Web page code records
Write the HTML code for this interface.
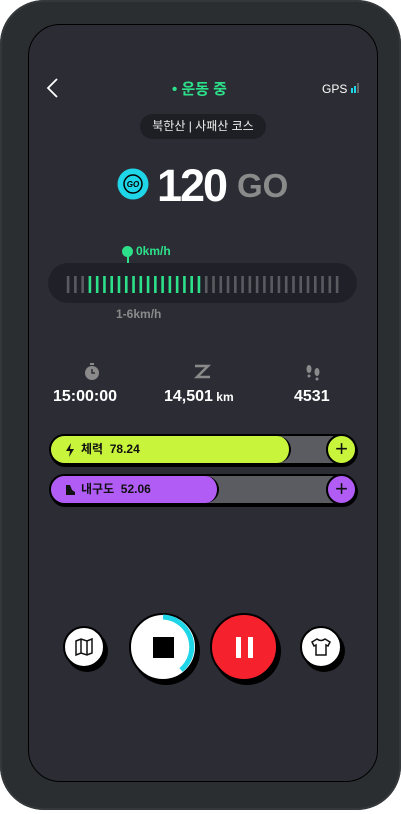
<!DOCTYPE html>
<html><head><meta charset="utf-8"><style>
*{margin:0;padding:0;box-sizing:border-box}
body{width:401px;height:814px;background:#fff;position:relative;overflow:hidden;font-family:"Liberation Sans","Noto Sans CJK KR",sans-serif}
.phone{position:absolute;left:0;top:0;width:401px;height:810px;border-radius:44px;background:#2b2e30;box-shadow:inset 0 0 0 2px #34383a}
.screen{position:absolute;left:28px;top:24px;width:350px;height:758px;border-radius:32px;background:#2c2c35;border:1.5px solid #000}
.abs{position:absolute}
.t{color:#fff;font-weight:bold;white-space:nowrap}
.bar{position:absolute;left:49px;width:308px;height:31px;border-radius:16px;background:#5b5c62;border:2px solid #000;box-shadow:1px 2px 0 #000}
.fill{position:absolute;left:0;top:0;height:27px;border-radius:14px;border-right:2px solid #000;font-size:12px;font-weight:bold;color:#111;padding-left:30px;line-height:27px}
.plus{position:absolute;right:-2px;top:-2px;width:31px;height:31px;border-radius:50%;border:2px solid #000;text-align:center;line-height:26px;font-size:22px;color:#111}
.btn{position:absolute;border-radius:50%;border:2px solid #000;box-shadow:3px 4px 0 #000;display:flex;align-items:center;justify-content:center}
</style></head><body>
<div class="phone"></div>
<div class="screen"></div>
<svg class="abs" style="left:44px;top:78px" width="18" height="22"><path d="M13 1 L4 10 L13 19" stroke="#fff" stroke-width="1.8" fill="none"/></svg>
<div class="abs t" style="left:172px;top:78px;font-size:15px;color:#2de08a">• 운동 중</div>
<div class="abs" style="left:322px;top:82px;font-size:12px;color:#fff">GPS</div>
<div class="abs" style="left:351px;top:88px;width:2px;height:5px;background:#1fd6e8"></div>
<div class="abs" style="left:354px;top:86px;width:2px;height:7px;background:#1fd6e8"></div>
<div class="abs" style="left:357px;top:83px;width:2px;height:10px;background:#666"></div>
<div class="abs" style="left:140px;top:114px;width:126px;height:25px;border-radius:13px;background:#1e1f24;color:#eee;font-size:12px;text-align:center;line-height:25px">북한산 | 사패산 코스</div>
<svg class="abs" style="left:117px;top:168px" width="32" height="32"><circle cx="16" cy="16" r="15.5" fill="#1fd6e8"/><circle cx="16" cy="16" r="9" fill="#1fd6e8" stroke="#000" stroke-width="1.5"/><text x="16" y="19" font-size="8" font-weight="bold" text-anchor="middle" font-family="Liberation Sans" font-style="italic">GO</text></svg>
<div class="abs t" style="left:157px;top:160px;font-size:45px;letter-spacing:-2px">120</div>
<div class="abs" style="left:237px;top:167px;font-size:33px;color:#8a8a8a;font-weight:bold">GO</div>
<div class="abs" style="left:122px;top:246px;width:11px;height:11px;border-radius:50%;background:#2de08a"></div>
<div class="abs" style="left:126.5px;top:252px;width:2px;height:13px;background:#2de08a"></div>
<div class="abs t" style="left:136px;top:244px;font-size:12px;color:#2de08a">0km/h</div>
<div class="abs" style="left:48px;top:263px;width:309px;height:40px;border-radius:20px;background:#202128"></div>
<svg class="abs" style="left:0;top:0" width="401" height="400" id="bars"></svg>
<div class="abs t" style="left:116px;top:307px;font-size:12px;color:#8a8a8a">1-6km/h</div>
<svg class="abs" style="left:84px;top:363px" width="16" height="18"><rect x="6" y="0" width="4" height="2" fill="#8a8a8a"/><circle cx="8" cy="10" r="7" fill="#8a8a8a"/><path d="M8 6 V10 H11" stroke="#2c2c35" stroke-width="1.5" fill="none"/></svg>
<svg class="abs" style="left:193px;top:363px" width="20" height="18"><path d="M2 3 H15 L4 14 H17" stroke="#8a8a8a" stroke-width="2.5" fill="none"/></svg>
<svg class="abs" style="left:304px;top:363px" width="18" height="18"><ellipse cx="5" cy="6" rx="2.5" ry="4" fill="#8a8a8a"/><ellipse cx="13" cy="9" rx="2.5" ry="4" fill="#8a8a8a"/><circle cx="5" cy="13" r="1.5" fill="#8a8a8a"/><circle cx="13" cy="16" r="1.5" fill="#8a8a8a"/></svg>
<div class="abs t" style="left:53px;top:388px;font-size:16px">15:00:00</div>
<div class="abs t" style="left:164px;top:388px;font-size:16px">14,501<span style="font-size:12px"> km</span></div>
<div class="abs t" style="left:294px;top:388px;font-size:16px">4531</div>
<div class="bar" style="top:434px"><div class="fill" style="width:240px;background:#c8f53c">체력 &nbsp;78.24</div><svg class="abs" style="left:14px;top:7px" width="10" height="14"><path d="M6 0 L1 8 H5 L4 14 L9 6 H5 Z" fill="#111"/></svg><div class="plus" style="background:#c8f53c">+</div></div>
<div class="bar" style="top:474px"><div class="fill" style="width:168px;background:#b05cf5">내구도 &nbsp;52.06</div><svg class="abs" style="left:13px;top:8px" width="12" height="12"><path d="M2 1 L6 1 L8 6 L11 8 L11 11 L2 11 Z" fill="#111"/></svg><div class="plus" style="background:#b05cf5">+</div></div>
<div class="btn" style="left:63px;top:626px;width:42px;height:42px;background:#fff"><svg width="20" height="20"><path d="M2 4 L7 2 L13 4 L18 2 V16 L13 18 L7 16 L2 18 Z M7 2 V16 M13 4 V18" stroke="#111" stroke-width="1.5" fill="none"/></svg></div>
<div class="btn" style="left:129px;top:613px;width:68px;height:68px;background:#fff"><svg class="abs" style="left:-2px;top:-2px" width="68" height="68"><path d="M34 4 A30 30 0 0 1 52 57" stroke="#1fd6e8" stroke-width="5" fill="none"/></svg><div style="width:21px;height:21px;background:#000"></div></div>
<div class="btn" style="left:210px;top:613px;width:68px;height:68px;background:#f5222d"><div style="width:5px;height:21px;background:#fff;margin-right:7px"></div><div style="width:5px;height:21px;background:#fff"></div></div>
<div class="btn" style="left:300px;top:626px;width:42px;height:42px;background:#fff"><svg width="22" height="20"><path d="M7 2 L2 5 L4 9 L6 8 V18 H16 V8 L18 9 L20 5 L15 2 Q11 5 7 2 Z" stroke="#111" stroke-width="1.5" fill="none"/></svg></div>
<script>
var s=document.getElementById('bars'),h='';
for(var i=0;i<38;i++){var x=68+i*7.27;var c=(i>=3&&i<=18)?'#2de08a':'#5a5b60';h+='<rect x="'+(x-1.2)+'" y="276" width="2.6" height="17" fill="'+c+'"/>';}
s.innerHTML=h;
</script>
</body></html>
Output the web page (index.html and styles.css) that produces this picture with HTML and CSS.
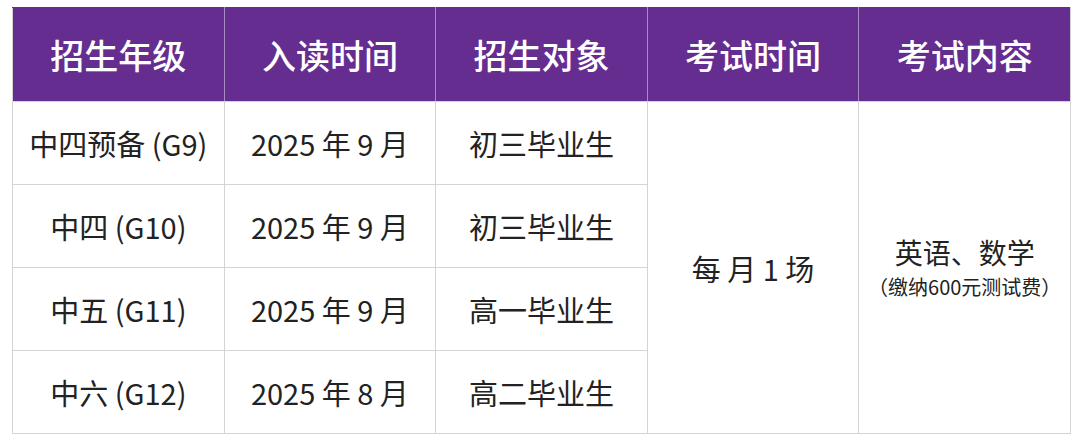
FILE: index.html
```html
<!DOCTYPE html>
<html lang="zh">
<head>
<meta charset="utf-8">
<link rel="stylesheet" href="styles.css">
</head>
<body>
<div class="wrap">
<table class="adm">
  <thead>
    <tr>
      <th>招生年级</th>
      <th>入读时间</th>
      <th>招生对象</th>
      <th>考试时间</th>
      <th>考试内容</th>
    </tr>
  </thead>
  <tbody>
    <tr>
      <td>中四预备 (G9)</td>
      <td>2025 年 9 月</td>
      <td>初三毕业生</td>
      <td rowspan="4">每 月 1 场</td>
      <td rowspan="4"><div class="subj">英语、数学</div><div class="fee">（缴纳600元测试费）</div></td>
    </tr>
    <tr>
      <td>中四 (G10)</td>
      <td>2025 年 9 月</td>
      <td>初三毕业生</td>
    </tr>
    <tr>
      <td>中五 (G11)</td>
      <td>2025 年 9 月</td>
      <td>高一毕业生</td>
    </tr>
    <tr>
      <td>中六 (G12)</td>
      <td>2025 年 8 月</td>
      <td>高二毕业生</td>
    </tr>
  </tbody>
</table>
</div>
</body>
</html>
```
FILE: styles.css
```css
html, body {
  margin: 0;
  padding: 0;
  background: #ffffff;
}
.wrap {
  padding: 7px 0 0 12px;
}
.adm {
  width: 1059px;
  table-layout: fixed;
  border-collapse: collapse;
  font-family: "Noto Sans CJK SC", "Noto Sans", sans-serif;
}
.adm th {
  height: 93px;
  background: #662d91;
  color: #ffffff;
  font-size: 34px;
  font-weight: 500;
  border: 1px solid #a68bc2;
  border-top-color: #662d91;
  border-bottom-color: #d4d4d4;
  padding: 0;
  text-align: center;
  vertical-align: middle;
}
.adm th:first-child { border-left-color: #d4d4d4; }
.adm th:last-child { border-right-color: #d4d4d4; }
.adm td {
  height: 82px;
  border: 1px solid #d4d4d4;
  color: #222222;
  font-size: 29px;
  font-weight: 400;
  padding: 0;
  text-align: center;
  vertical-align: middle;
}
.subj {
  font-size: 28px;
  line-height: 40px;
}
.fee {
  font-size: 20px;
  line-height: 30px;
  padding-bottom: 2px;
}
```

### Problem to solve
Copy every line of the listing that contains the word "this".

### Response to the exercise
Write the HTML code for this interface.
Output the web page (index.html and styles.css) that produces this picture with HTML and CSS.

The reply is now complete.